Central Bank presented the final version of the bill restricting the work of investors

The regulator has finally decided to tighten the rules for the inexperienced investors working on the stock exchanges, Forbes reports. On June 11, the State Duma finished discussions on this issue with the participation of officials, representatives of the Central Bank, as well as market entities.

The draft version is the final one; it will be presented for subsequent readings in June. Participants from the regulator also clarified that there can be some updates, but no significant changes will be made. One of the brokers, who wished to remain anonymous, said that the meeting was purely formal. From the very beginning, representatives of the regulator indicated that they were not going to amend the project in any way.

The document was discussed more than once, and most of the market participants’ desires were taken into account, said a representative of the Central Bank. He is confident that the draft law shows a consensus between the market and regulators. The Central Bank also asked the deputies to approve the project as soon as possible, since in the conditions of lowered rates, citizens will turn to other financial instruments in search of profitable securities. Elvira Nabiullina, the chairman of the Central Bank, said that as soon as citizens lose money, they want a refund, despite the fact that they acted “at their own risk.” As an example, she cited the situation with the negative value of oil futures, when the majority of market participants suffered multimillion-dollar losses.

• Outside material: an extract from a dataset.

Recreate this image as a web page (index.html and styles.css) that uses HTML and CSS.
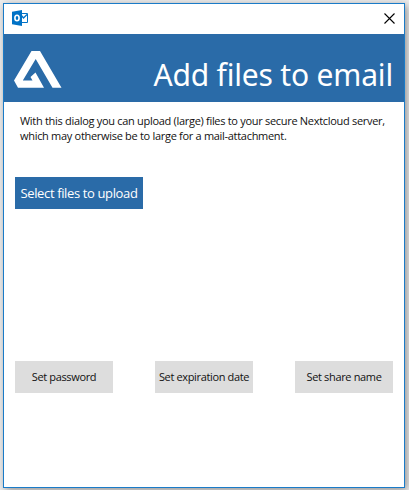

Investors often expressed their dissatisfaction with the innovation and stated that the regulations were too strict. Initially, the regulator planned to divide depositors into four groups by skill level, but as a result, it left only two of them: investors will be divided into qualified and unskilled. For the latter, there are many restrictions.

According to the final version of the draft law, absolutely all market participants will be able to conclude repo deals with a central counterparty, as well as purchase government securities, shares from the quotation lists of state exchanges, shares of open, interval and exchange-traded investment funds, as well as bonds with a certain level of credit rating.

Foreign bonds can be purchased only if they represent sovereign bonds of the European Union or the Eurasian Economic Union countries. Obligations will have to be fulfilled by a legal entity in accordance with Russian legislation with a credit rating not less than that established by the regulator. The Central Bank also reserved the right to establish criteria for other instruments so that they can be purchased without restrictions.

In order to expand access, investors will have to pass an appropriate test with a broker. If the depositor doesn’t cope with it, he will be able to reserve the right for the broker to purchase securities for up to one hundred thousand rubles. If the broker allows the investor to invest without verification, he will incur all the associated costs and commissions. This measure won’t affect those investors who worked with risky assets before the introduction of the bill into force.

Market representatives asked the regulator to remove the restriction of one hundred thousand rubles, and also to allow buying securities not from quotation lists. In addition, they made a proposal to allow the purchase of foreign shares. The regulator rejected all proposals. If adopted, the bill will enter into force on January 1, 2022.